--- Start of Data section ---
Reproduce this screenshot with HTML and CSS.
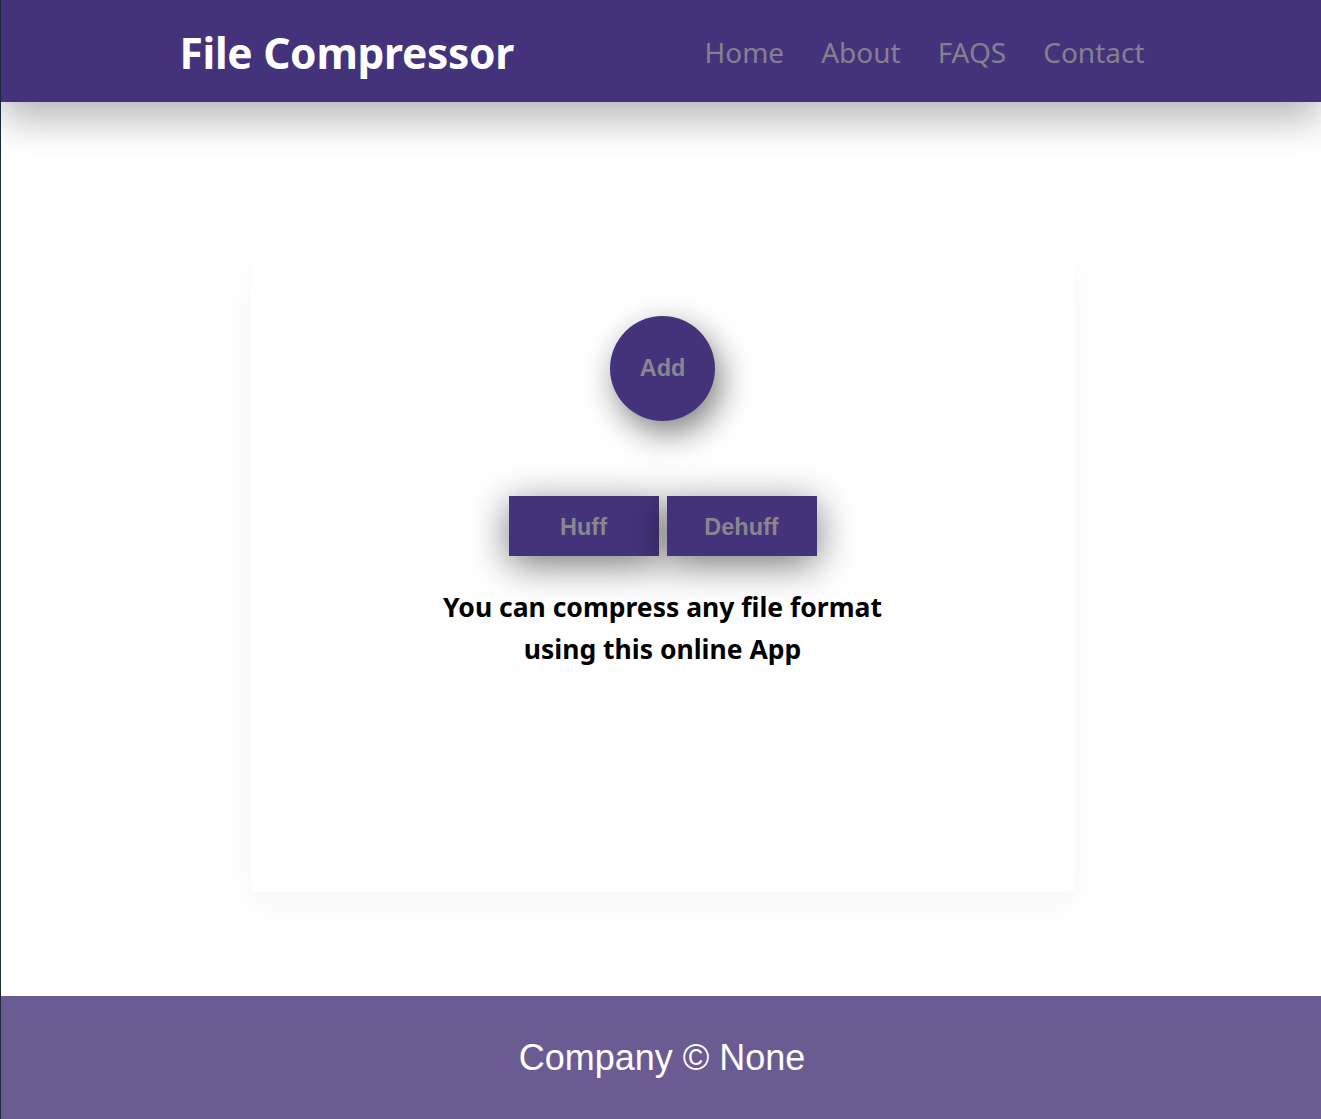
FILE: index.html
```html
<!DOCTYPE html>
<html>
<head>
<meta charset="utf-8">
<title>File Compressor</title>
<link rel="stylesheet" href="styles.css">
</head>
<body>
<header class="topbar">
  <div class="topbar-inner">
    <h1 class="brand">File Compressor</h1>
    <nav class="nav">
      <a href="#">Home</a>
      <a href="#">About</a>
      <a href="#">FAQS</a>
      <a href="#">Contact</a>
    </nav>
  </div>
</header>
<main class="main">
  <section class="card">
    <button class="add-btn">Add</button>
    <div class="actions">
      <button class="act-btn">Huff</button>
      <button class="act-btn">Dehuff</button>
    </div>
    <p class="tagline">You can compress any file format<br>using this online App</p>
  </section>
</main>
<footer class="footer">
  <p>Company © None</p>
</footer>
</body>
</html>
```
FILE: styles.css
```css
html, body {
  margin: 0;
  padding: 0;
  background: #ffffff;
}
body {
  font-family: "Noto Sans", "Open Sans", sans-serif;
  border-left: 1px solid #1a2a3a;
}
.topbar {
  background: #44337a;
  height: 102px;
  box-shadow: 0 16px 40px rgba(0,0,0,0.3);
  position: relative;
  z-index: 2;
}
.topbar-inner {
  width: 967px;
  margin: 0 auto;
  height: 100%;
  display: flex;
  align-items: center;
  justify-content: space-between;
  padding-left: 2px;
  box-sizing: border-box;
}
.brand {
  margin: 0;
  color: #ffffff;
  font-size: 42.5px;
  font-weight: 700;
  letter-spacing: -0.3px;
  padding-top: 2px;
}
.nav {
  display: flex;
  gap: 37px;
  padding-top: 2px;
}
.nav a {
  color: #858090;
  text-decoration: none;
  font-size: 28px;
  font-weight: 400;
}
.main {
  height: 894px;
  display: flex;
  justify-content: center;
  align-items: flex-start;
  padding-left: 3px;
}
.card {
  margin-top: 153px;
  width: 824px;
  height: 637px;
  background: #fff;
  box-shadow: 0 12px 40px rgba(0,0,0,0.04);
  display: flex;
  flex-direction: column;
  align-items: center;
  padding-top: 61px;
  box-sizing: border-box;
}
.add-btn {
  width: 105px;
  height: 105px;
  border-radius: 50%;
  border: none;
  background: #44337a;
  color: #8a8590;
  font-family: "Liberation Sans", Arial, sans-serif;
  font-weight: 700;
  font-size: 23.5px;
  box-shadow: 6px 12px 32px rgba(0,0,0,0.5);
  padding: 0;
}
.actions {
  display: flex;
  gap: 8px;
  margin-top: 75px;
}
.act-btn {
  width: 150px;
  height: 60px;
  border: none;
  background: #44337a;
  color: #8a8590;
  font-family: "Liberation Sans", Arial, sans-serif;
  font-weight: 700;
  font-size: 23.5px;
  box-shadow: 0 8px 38px rgba(0,0,0,0.55);
  padding: 2px 0 0;
}
.tagline {
  margin: 30px 0 0;
  text-align: center;
  font-size: 26.5px;
  font-weight: 700;
  line-height: 42px;
  color: #000;
}
.footer {
  background: #6a5b93;
  height: 123px;
  display: flex;
  align-items: center;
  justify-content: center;
}
.footer p {
  margin: 0;
  color: #ffffff;
  font-family: "Liberation Sans", Arial, sans-serif;
  font-size: 36px;
  padding-left: 2px;
}
```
--- End of Data section ---
| Do this |
Transcribe the listing in full and omit the pictures.

| Full solution |
Reproduce this screenshot with HTML and CSS.
FILE: index.html
```html
<!DOCTYPE html>
<html>
<head>
<meta charset="utf-8">
<title>File Compressor</title>
<link rel="stylesheet" href="styles.css">
</head>
<body>
<header class="topbar">
  <div class="topbar-inner">
    <h1 class="brand">File Compressor</h1>
    <nav class="nav">
      <a href="#">Home</a>
      <a href="#">About</a>
      <a href="#">FAQS</a>
      <a href="#">Contact</a>
    </nav>
  </div>
</header>
<main class="main">
  <section class="card">
    <button class="add-btn">Add</button>
    <div class="actions">
      <button class="act-btn">Huff</button>
      <button class="act-btn">Dehuff</button>
    </div>
    <p class="tagline">You can compress any file format<br>using this online App</p>
  </section>
</main>
<footer class="footer">
  <p>Company © None</p>
</footer>
</body>
</html>
```
FILE: styles.css
```css
html, body {
  margin: 0;
  padding: 0;
  background: #ffffff;
}
body {
  font-family: "Noto Sans", "Open Sans", sans-serif;
  border-left: 1px solid #1a2a3a;
}
.topbar {
  background: #44337a;
  height: 102px;
  box-shadow: 0 16px 40px rgba(0,0,0,0.3);
  position: relative;
  z-index: 2;
}
.topbar-inner {
  width: 967px;
  margin: 0 auto;
  height: 100%;
  display: flex;
  align-items: center;
  justify-content: space-between;
  padding-left: 2px;
  box-sizing: border-box;
}
.brand {
  margin: 0;
  color: #ffffff;
  font-size: 42.5px;
  font-weight: 700;
  letter-spacing: -0.3px;
  padding-top: 2px;
}
.nav {
  display: flex;
  gap: 37px;
  padding-top: 2px;
}
.nav a {
  color: #858090;
  text-decoration: none;
  font-size: 28px;
  font-weight: 400;
}
.main {
  height: 894px;
  display: flex;
  justify-content: center;
  align-items: flex-start;
  padding-left: 3px;
}
.card {
  margin-top: 153px;
  width: 824px;
  height: 637px;
  background: #fff;
  box-shadow: 0 12px 40px rgba(0,0,0,0.04);
  display: flex;
  flex-direction: column;
  align-items: center;
  padding-top: 61px;
  box-sizing: border-box;
}
.add-btn {
  width: 105px;
  height: 105px;
  border-radius: 50%;
  border: none;
  background: #44337a;
  color: #8a8590;
  font-family: "Liberation Sans", Arial, sans-serif;
  font-weight: 700;
  font-size: 23.5px;
  box-shadow: 6px 12px 32px rgba(0,0,0,0.5);
  padding: 0;
}
.actions {
  display: flex;
  gap: 8px;
  margin-top: 75px;
}
.act-btn {
  width: 150px;
  height: 60px;
  border: none;
  background: #44337a;
  color: #8a8590;
  font-family: "Liberation Sans", Arial, sans-serif;
  font-weight: 700;
  font-size: 23.5px;
  box-shadow: 0 8px 38px rgba(0,0,0,0.55);
  padding: 2px 0 0;
}
.tagline {
  margin: 30px 0 0;
  text-align: center;
  font-size: 26.5px;
  font-weight: 700;
  line-height: 42px;
  color: #000;
}
.footer {
  background: #6a5b93;
  height: 123px;
  display: flex;
  align-items: center;
  justify-content: center;
}
.footer p {
  margin: 0;
  color: #ffffff;
  font-family: "Liberation Sans", Arial, sans-serif;
  font-size: 36px;
  padding-left: 2px;
}
```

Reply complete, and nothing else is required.